GIVEN TASK -> List every line in this data where the string "React" occurs.

AVAILABLE DATA ->
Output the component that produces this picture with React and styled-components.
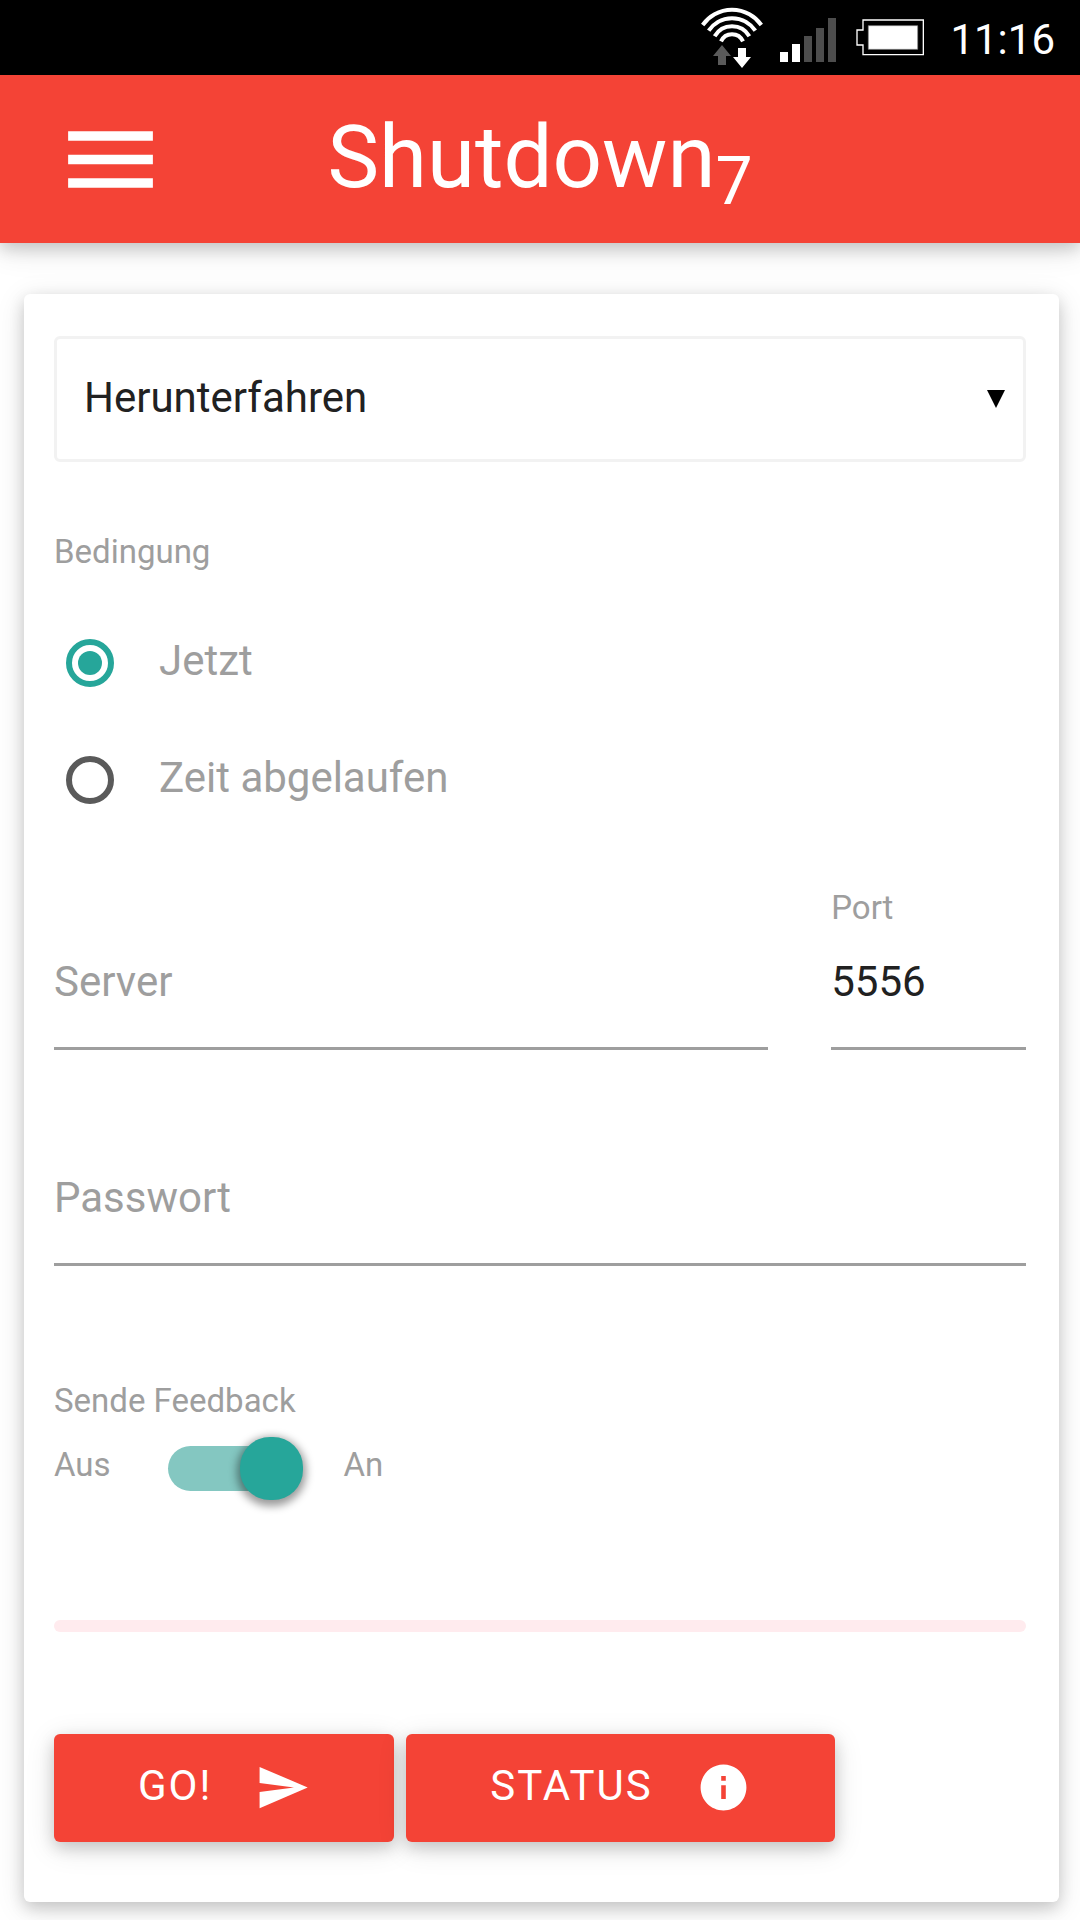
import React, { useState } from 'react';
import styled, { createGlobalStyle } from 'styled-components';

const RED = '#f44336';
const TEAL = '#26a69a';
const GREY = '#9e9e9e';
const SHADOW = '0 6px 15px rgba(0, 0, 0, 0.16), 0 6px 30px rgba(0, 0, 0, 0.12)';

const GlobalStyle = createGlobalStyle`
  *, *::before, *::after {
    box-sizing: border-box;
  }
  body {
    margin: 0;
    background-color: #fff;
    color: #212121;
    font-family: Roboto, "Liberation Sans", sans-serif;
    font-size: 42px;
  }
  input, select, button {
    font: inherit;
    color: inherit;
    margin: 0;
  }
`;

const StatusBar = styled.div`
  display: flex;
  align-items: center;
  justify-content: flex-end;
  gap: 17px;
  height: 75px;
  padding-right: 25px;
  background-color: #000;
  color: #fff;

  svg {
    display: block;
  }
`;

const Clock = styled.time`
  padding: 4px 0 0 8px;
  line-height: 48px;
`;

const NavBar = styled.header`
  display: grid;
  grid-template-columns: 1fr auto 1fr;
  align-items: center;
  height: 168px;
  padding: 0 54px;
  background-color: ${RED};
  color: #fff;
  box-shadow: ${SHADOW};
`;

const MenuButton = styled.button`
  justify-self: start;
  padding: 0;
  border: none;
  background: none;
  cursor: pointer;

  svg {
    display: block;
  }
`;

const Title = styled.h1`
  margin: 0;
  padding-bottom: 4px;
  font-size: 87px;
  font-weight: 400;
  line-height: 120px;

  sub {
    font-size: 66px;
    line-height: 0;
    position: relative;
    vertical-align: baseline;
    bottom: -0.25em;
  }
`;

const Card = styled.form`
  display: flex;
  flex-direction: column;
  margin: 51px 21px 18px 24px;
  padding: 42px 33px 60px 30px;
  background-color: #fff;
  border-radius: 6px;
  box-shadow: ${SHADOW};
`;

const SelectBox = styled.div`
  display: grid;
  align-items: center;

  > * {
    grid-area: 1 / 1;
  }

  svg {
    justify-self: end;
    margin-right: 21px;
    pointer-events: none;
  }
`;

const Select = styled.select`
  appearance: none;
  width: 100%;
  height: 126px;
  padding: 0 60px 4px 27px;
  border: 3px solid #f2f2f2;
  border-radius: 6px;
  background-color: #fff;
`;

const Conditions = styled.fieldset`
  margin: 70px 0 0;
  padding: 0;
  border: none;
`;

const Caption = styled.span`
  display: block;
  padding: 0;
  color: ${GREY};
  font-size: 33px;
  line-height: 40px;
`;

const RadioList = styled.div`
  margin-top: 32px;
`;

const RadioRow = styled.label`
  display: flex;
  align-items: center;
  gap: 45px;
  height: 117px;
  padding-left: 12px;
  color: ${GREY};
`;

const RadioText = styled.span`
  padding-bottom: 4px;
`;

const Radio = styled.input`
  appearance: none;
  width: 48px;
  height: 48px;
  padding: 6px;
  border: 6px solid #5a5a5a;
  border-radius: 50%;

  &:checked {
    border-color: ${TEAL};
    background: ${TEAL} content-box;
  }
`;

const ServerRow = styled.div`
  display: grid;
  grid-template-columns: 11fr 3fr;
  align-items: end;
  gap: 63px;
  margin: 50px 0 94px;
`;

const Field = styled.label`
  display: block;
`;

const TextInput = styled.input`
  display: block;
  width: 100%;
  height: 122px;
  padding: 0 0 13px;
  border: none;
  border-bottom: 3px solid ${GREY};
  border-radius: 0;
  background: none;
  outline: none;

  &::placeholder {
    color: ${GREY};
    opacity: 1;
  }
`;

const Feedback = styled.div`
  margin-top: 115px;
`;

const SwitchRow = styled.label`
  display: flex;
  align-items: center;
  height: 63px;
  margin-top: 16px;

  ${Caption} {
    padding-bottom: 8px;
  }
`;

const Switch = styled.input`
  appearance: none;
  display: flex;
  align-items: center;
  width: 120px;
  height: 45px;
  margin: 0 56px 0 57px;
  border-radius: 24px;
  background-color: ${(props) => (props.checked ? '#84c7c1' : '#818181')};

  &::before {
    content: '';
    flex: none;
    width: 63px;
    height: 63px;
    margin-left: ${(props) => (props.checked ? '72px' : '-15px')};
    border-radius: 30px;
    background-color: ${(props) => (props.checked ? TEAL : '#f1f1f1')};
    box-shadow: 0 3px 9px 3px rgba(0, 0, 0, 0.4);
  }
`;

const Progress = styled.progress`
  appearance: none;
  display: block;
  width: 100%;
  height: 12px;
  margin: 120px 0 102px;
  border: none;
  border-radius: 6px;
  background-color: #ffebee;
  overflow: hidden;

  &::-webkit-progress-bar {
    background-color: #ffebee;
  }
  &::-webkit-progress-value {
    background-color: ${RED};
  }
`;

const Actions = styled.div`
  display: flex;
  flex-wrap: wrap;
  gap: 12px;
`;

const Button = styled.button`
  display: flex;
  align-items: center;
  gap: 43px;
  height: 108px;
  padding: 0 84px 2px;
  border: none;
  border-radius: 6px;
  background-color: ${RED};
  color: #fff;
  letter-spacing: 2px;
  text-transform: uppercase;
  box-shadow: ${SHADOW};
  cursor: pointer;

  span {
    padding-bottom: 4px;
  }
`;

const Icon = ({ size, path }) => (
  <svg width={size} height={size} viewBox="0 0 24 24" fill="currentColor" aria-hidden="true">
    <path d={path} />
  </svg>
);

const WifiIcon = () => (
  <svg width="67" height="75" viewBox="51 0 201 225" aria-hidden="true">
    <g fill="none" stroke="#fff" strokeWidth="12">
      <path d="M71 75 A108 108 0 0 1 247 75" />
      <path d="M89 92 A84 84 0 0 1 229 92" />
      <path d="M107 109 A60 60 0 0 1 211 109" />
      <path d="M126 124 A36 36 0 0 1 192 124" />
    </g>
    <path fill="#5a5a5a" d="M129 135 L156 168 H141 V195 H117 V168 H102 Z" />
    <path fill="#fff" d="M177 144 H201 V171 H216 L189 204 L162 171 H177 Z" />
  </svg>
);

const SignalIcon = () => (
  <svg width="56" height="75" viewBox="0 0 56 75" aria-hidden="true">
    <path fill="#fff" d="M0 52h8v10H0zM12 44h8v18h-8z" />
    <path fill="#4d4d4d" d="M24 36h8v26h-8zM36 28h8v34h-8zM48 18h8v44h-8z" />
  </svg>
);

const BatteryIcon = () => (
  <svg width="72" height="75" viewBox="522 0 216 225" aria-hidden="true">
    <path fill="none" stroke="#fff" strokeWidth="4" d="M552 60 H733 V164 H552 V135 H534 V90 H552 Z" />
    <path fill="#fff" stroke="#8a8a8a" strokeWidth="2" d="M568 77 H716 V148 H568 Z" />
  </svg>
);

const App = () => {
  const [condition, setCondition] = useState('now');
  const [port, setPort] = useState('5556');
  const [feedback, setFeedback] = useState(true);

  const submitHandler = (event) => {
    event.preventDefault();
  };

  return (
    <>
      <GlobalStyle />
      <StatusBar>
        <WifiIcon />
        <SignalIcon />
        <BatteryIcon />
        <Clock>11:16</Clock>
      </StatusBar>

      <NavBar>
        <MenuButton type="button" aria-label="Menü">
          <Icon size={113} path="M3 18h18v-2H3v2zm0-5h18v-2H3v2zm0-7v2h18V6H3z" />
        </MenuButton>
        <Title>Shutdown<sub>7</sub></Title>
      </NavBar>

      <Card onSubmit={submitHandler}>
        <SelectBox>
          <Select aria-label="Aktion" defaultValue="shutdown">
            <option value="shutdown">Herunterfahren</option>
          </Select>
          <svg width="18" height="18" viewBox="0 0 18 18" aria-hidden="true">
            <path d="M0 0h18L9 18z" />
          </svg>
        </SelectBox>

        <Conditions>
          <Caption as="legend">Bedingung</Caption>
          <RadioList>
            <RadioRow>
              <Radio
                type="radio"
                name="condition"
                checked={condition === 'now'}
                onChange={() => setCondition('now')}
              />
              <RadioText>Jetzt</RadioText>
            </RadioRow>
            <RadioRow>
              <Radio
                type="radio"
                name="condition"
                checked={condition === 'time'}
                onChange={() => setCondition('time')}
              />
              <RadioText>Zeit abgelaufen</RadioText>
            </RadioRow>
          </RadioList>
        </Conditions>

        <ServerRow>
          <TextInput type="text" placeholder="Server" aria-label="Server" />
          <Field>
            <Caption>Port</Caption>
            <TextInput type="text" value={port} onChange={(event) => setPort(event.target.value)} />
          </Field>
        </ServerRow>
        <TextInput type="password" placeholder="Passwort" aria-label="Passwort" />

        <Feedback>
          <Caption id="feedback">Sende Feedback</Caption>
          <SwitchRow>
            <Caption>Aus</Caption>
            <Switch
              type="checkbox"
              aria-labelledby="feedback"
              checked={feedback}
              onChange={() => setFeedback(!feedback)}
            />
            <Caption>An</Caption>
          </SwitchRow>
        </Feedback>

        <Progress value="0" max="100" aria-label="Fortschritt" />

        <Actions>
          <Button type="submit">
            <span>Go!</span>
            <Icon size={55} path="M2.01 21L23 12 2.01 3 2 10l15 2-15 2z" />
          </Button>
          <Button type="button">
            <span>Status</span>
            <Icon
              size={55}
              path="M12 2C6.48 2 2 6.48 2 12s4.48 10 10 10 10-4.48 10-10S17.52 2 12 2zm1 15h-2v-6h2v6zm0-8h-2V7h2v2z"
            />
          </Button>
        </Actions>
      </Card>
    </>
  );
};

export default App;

CORRECT OUTPUT ->
Output the component that produces this picture with React and styled-components.
import React, { useState } from 'react';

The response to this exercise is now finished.